FORTUNE -- If you are wondering why you can't get a mortgage, here's an answer: Every time JPMorgan Chase makes a home loan, it loses money, $1,500 on average. That might not make JPMorgan want to make so many loans.
That helps explain why banks are lending so little, and why the housing recovery, which seemed to be zooming along just a few months ago, has begun to falter. It also may say something about the sluggish economic recovery.
On Friday, JPMorgan (JPM) reported its first-quarter earnings. They were less impressive than analysts were expecting, in part because loan growth at the nation's largest bank in the country has evaporated. JPMorgan had $730 billion in loans a year ago. It has the same now. Deposits are still rolling in. Typically, a bank makes money lending out the money it takes in from depositors and pocketing the difference. But JPMorgan is now lending out just 57% of its deposits. It used to be more like 80% a few years ago.
Signing up borrowers was never the most profitable part of the mortgage business. The bigger profits came from collecting the interest on the loans, or selling those loans off to others. But it was never a loss leader, either.
A year ago, for instance, JPMorgan made about $750 per loan. The year before that, it booked $3,300 of profits for every new loan.
But then, about a year ago, interest rates began to rise for the first time since the financial crisis. It wasn't much, around one percentage point, but it was enough to crater one of the few businesses for the banks that had come roaring back. And the housing market remains fragile. All of a sudden, all those people who were rushing into refinance their mortgages every time rates dropped stopped coming in.
JPMorgan funded $53 billion in mortgage loans in the first three months of 2013. That shrank to $17 billion in the first three months of this year. And JPMorgan is based on being big. The result is that you don't just make less when you make fewer loans. You make nothing. A year ago, JPMorgan earned $500 million in the first quarter from originating home loans. In the first three months of 2014, it lost $200 million.
That might not be all that bad if JPMorgan were still making good money on the other parts of the mortgage process, like collecting interest or selling off loans. But it's not. Interest rates are still near lows. What's more, the rise in interest rates has squeezed the difference between what banks can charge mortgage borrowers and the interest they have to promise the purchasers of those loans. That difference a year or so ago accounted for a huge source of profits.
Put it all together and JPMorgan made just $114 million in income from its entire mortgage operations in the first quarter. That was down from nearly $700 million a year ago and $1.1 billion the quarter after that. But bankers like to talk about their businesses not in total profits but the returns they generate. Three quarters ago, JPMorgan's mortgage business had a return on investment of 23%. Last quarter, it was 3%. JPMorgan could have almost done just as well by putting all of its money in a 10-year Treasury bond and calling it a day.

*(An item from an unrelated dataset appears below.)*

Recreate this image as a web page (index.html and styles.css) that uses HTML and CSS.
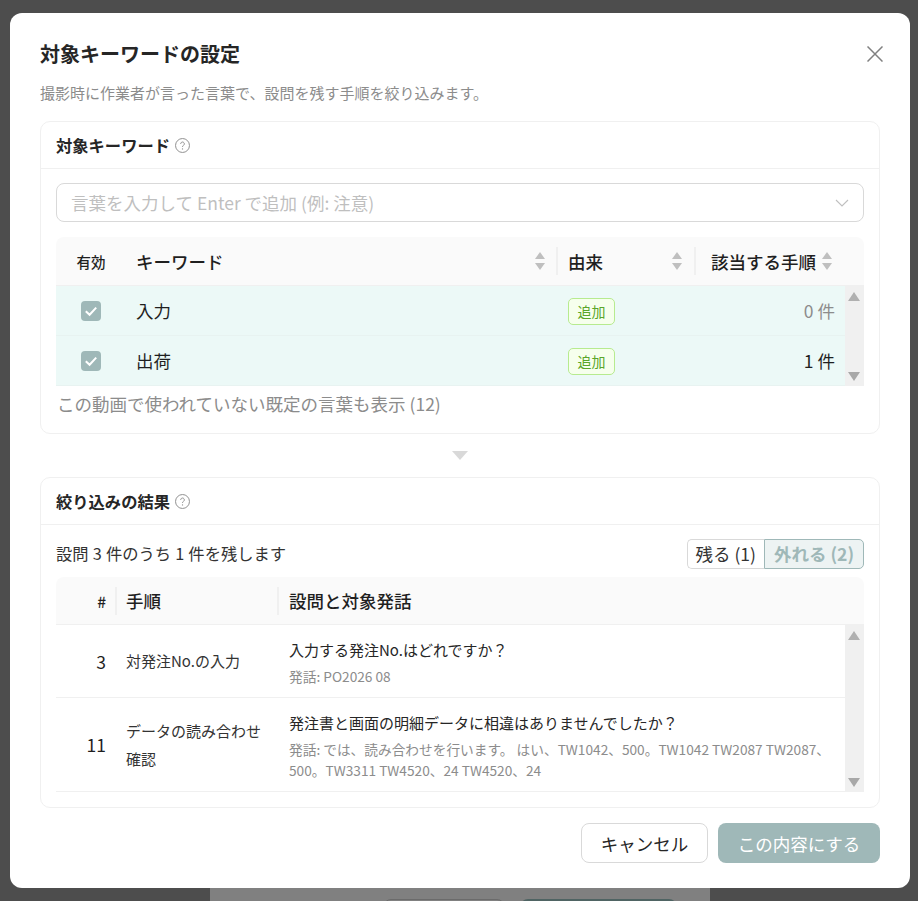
FILE: index.html
```html
<!DOCTYPE html>
<html lang="ja">
<head>
  <meta charset="utf-8">
  <title>対象キーワードの設定</title>
  <link rel="stylesheet" href="styles.css">
</head>
<body>

<div class="backdrop_page">
  <span class="page_btn page_btn_light"></span>
  <span class="page_btn page_btn_dark"></span>
</div>

<div class="modal">
  <div class="modal_head">
    <h1>対象キーワードの設定</h1>
    <svg class="close_icon" viewBox="0 0 16 16"><path d="M0.5 0.5L15.5 15.5M15.5 0.5L0.5 15.5"/></svg>
  </div>
  <p class="modal_desc">撮影時に作業者が言った言葉で、設問を残す手順を絞り込みます。</p>

  <section class="card card_keywords">
    <div class="card_head">
      対象キーワード
      <svg class="help_icon" viewBox="0 0 14 14"><circle cx="7" cy="7" r="6.5"/><path d="M5.3 5.5a1.7 1.7 0 1 1 2.6 1.4c-.6.4-.9.7-.9 1.4"/><circle class="help_dot" cx="7" cy="10.2" r=".6"/></svg>
    </div>
    <div class="card_body">
      <div class="select_box">
        <span>言葉を入力して Enter で追加 (例: 注意)</span>
        <svg class="chevron" viewBox="0 0 14 8"><path d="M1 1L7 7L13 1"/></svg>
      </div>

      <div class="table">
        <div class="kw_row kw_head">
          <div class="th_small">有効</div>
          <div class="th sortable">キーワード <i class="sort"></i></div>
          <div class="th sortable">由来 <i class="sort"></i></div>
          <div class="th sortable th_right">該当する手順 <i class="sort"></i></div>
          <div></div>
        </div>
        <div class="table_scroll">
          <div class="rows">
            <div class="kw_row kw_item">
              <div class="center"><span class="checkbox"><svg viewBox="0 0 20 20"><path d="M4.8 10.2L8.6 13.8L15.2 6.6"/></svg></span></div>
              <div class="kw_name">入力</div>
              <div><span class="tag">追加</span></div>
              <div class="count count_zero">0 件</div>
            </div>
            <div class="kw_row kw_item">
              <div class="center"><span class="checkbox"><svg viewBox="0 0 20 20"><path d="M4.8 10.2L8.6 13.8L15.2 6.6"/></svg></span></div>
              <div class="kw_name">出荷</div>
              <div><span class="tag">追加</span></div>
              <div class="count">1 件</div>
            </div>
          </div>
          <div class="scrollbar"><i class="arrow_up"></i><i class="arrow_down"></i></div>
        </div>
      </div>
      <div class="show_default">この動画で使われていない既定の言葉も表示 (12)</div>
    </div>
  </section>

  <div class="flow_arrow"><i></i></div>

  <section class="card card_result">
    <div class="card_head">
      絞り込みの結果
      <svg class="help_icon" viewBox="0 0 14 14"><circle cx="7" cy="7" r="6.5"/><path d="M5.3 5.5a1.7 1.7 0 1 1 2.6 1.4c-.6.4-.9.7-.9 1.4"/><circle class="help_dot" cx="7" cy="10.2" r=".6"/></svg>
    </div>
    <div class="card_body result_body">
      <div class="result_bar">
        <span class="result_text">設問 3 件のうち 1 件を残します</span>
        <div class="segment">
          <span class="seg_item">残る (1)</span>
          <span class="seg_item seg_active">外れる (2)</span>
        </div>
      </div>

      <div class="table">
        <div class="q_row q_head">
          <div class="th q_num_head">#</div>
          <div class="th">手順</div>
          <div class="th">設問と対象発話</div>
        </div>
        <div class="table_scroll">
          <div class="rows">
            <div class="q_row q_item q_item_first">
              <div class="q_num">3</div>
              <div class="q_step">対発注No.の入力</div>
              <div class="q_cell">
                <div class="q_text">入力する発注No.はどれですか？</div>
                <div class="q_speech">発話: PO2026 08</div>
              </div>
            </div>
            <div class="q_row q_item">
              <div class="q_num">11</div>
              <div class="q_step">データの読み合わせ<br>確認</div>
              <div class="q_cell">
                <div class="q_text">発注書と画面の明細データに相違はありませんでしたか？</div>
                <div class="q_speech">発話: では、読み合わせを行います。 はい、TW1042、500。TW1042 TW2087 TW2087、500。TW3311 TW4520、24 TW4520、24</div>
              </div>
            </div>
          </div>
          <div class="scrollbar"><i class="arrow_up"></i><i class="arrow_down"></i></div>
        </div>
      </div>
    </div>
  </section>

  <div class="modal_foot">
    <button class="btn">キャンセル</button>
    <button class="btn btn_primary">この内容にする</button>
  </div>
</div>

</body>
</html>
```

FILE: styles.css
```css
html, body {
  height: 100%;
}

body {
  margin: 0;
  height: 901px;
  overflow: hidden;
  position: relative;
  background-color: #4d4d4d;
  font-family: "Noto Sans CJK JP", "Noto Sans", sans-serif;
  color: #1f1f1f;
}

.backdrop_page {
  position: absolute;
  left: 210px;
  top: 888px;
  width: 500px;
  height: 13px;
  background-color: #808080;
}

.page_btn {
  position: absolute;
  top: 11px;
  height: 20px;
  border-radius: 8px;
}

.page_btn_light {
  left: 173px;
  width: 120px;
  background-color: #808080;
  border: 1px solid #6b6b6b;
}

.page_btn_dark {
  left: 310px;
  width: 157px;
  background-color: #4f6463;
}

.modal {
  position: absolute;
  left: 10px;
  top: 13px;
  width: 900px;
  height: 875px;
  box-sizing: border-box;
  padding: 24px 30px 0;
  background-color: #fff;
  border-radius: 12px;
}

.modal_head {
  display: flex;
  justify-content: space-between;
  align-items: center;
  height: 34px;
}

h1 {
  margin: 0;
  font-size: 20px;
  font-weight: 700;
  line-height: 34px;
  color: #262626;
}

.close_icon {
  width: 16px;
  height: 16px;
  margin-right: -3px;
}

.close_icon path {
  stroke: #808080;
  stroke-width: 1.5;
  fill: none;
}

.modal_desc {
  margin: 10px 0 16px;
  font-size: 15px;
  line-height: 24px;
  color: #8c8c8c;
}

.card {
  border: 1px solid #f0f0f0;
  border-radius: 10px;
}

.card_head {
  display: flex;
  align-items: center;
  gap: 5px;
  height: 46px;
  padding: 0 15px;
  font-size: 16.3px;
  font-weight: 700;
  color: #262626;
  border-bottom: 1px solid #f0f0f0;
}

.help_icon {
  width: 15px;
  height: 15px;
}

.help_icon circle, .help_icon path {
  stroke: #8c8c8c;
  stroke-width: 0.9;
  fill: none;
}

.help_icon .help_dot {
  fill: #8c8c8c;
  stroke: none;
}

.card_body {
  padding: 14px 15px 0;
}

.card_keywords {
  height: 313px;
  box-sizing: border-box;
}

.select_box {
  display: flex;
  align-items: center;
  justify-content: space-between;
  height: 39px;
  box-sizing: border-box;
  padding: 0 14px;
  border: 1px solid #d9d9d9;
  border-radius: 8px;
  font-size: 17.5px;
  color: #bfbfbf;
}

.chevron {
  width: 14px;
  height: 8px;
}

.chevron path {
  stroke: #bfbfbf;
  stroke-width: 1.1;
  fill: none;
}

.table {
  margin-top: 15px;
}

.kw_row {
  display: grid;
  grid-template-columns: 70px 431px 138px 150px 19px;
  align-items: center;
}

.kw_head {
  height: 48px;
  background-color: #fafafa;
  border-bottom: 1px solid #f0f0f0;
  border-radius: 8px 8px 0 0;
}

.th_small {
  text-align: center;
  font-size: 14.5px;
  font-weight: 500;
}

.th {
  font-size: 17.5px;
  font-weight: 500;
  color: #1f1f1f;
}

.sortable {
  position: relative;
  padding-left: 11px;
}

.kw_head .sortable + .sortable::before,
.q_head .th + .th::before {
  content: "";
  position: absolute;
  left: -1px;
  top: 50%;
  height: 28px;
  margin-top: -14px;
  width: 2px;
  background-color: #f0f0f0;
}

.q_head .th + .th::before {
  left: 0;
}

.kw_head .th_small + .sortable {
  padding-left: 10px;
}

.th_right {
  text-align: right;
  padding-right: 29px;
}

.sort {
  position: absolute;
  right: 11px;
  top: 50%;
  width: 11px;
  height: 18px;
  margin-top: -9px;
}

.kw_head .sortable + .sortable .sort {
  right: 12px;
}

.sort::before, .sort::after {
  content: "";
  position: absolute;
  left: 0;
  border-left: 5.5px solid transparent;
  border-right: 5.5px solid transparent;
}

.sort::before {
  top: 0;
  border-bottom: 7px solid #bfbfbf;
}

.sort::after {
  bottom: 0;
  border-top: 7px solid #bfbfbf;
}

.table_scroll {
  display: flex;
}

.rows {
  flex: 1;
  min-width: 0;
}

.scrollbar {
  position: relative;
  width: 19px;
  flex: none;
  background-color: #f0f0f0;
}

.arrow_up, .arrow_down {
  position: absolute;
  left: 3px;
  border-left: 6.5px solid transparent;
  border-right: 6.5px solid transparent;
}

.arrow_up {
  top: 6px;
  border-bottom: 9px solid #b0b0b0;
}

.arrow_down {
  bottom: 5px;
  border-top: 9px solid #a8a8a8;
}

.kw_item {
  grid-template-columns: 70px 431px 138px 150px;
  height: 50px;
  box-sizing: border-box;
  background-color: #ecf9f7;
  border-bottom: 1px solid #e8f3f1;
}

.center {
  display: flex;
  justify-content: center;
}

.checkbox {
  display: block;
  width: 20px;
  height: 20px;
  border-radius: 4px;
  background-color: #9fb8b8;
}

.checkbox svg {
  display: block;
}

.checkbox path {
  stroke: #fff;
  stroke-width: 2;
  fill: none;
}

.kw_name {
  padding-left: 10px;
  font-size: 17.5px;
}

.tag {
  display: block;
  width: 47px;
  height: 27px;
  box-sizing: border-box;
  margin: 1px 0 0 11px;
  border: 1px solid #b7eb8f;
  border-radius: 5px;
  background-color: #f6ffed;
  color: #5aa62a;
  font-size: 14px;
  line-height: 25px;
  text-align: center;
}

.count {
  font-size: 17.5px;
  text-align: right;
  padding-right: 10px;
}

.count_zero {
  color: #8c8c8c;
}

.show_default {
  margin: 6px 0 0 1px;
  font-size: 17.5px;
  line-height: 24px;
  color: #8c8c8c;
}

.flow_arrow {
  display: flex;
  justify-content: center;
  height: 43px;
  align-items: center;
}

.flow_arrow i {
  border-left: 8px solid transparent;
  border-right: 8px solid transparent;
  border-top: 9px solid #d9d9d9;
}

.card_result {
  height: 331px;
  box-sizing: border-box;
}

.result_body {
  padding-top: 14px;
}

.result_bar {
  display: flex;
  justify-content: space-between;
  align-items: center;
  height: 30px;
  font-size: 16.3px;
  color: #333;
}

.result_text {
  padding-bottom: 2px;
  word-spacing: 0.5px;
}

.segment {
  display: flex;
  height: 30px;
  font-size: 17.5px;
}

.seg_item {
  box-sizing: border-box;
  height: 30px;
  padding: 0 8px;
  line-height: 27px;
  border: 1px solid #d9d9d9;
  border-right: none;
  border-radius: 5px 0 0 5px;
}

.seg_active {
  padding: 0 9px;
  border: 1px solid #9fb8b8;
  border-radius: 0 5px 5px 0;
  background-color: #edf3f3;
  color: #9fb8b8;
  font-weight: 700;
}

.card_result .table {
  margin-top: 8px;
}

.q_row {
  display: grid;
  grid-template-columns: 59px 162px 1fr;
  align-items: center;
}

.q_head {
  height: 47px;
  background-color: #fafafa;
  border-bottom: 1px solid #f0f0f0;
  border-radius: 8px 8px 0 0;
}

.q_head .th {
  position: relative;
  padding-left: 11px;
}

.q_head .q_num_head {
  padding: 0 9px 0 0;
  text-align: right;
  font-size: 15.5px;
}

.q_item {
  border-bottom: 1px solid #f0f0f0;
  height: 73px;
  box-sizing: border-box;
}

.q_item + .q_item {
  height: 94px;
}

.q_num {
  font-size: 17.5px;
  text-align: right;
  padding-right: 9px;
}

.q_step {
  padding-left: 11px;
  font-size: 15px;
  line-height: 28px;
  color: #333;
}

.q_text {
  font-size: 15px;
  line-height: 24px;
  color: #262626;
}

.q_speech {
  margin-top: 4px;
  font-size: 13.7px;
  line-height: 21px;
  color: #8c8c8c;
}

.q_row > div:last-child {
  padding-left: 12px;
  padding-right: 10px;
}

.q_row > .q_cell {
  padding-top: 2px;
}

.modal_foot {
  display: flex;
  justify-content: flex-end;
  gap: 10px;
  margin-top: 15px;
}

.btn {
  height: 40px;
  width: 127px;
  box-sizing: border-box;
  border: 1px solid #d9d9d9;
  border-radius: 8px;
  background-color: #fff;
  font-family: inherit;
  font-size: 17.5px;
  color: #262626;
}

.btn_primary {
  width: 162px;
  border: none;
  background-color: #9fb8b8;
  color: #fff;
}
```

And it's not just the mortgage business. Over the past few years, consumers and businesses -- some not so great -- have been able to secure loans at historically low interest rates. Expectations adjust. Now, interest rates are rising, and borrowers don't want to pay higher prices. How long will it be before borrowers adjust? If you have just refinanced your 30-year mortgage, it might be a while.
If you want to know what higher interest rates might mean for the banks, take a look at JPMorgan's mortgage business. It's not good.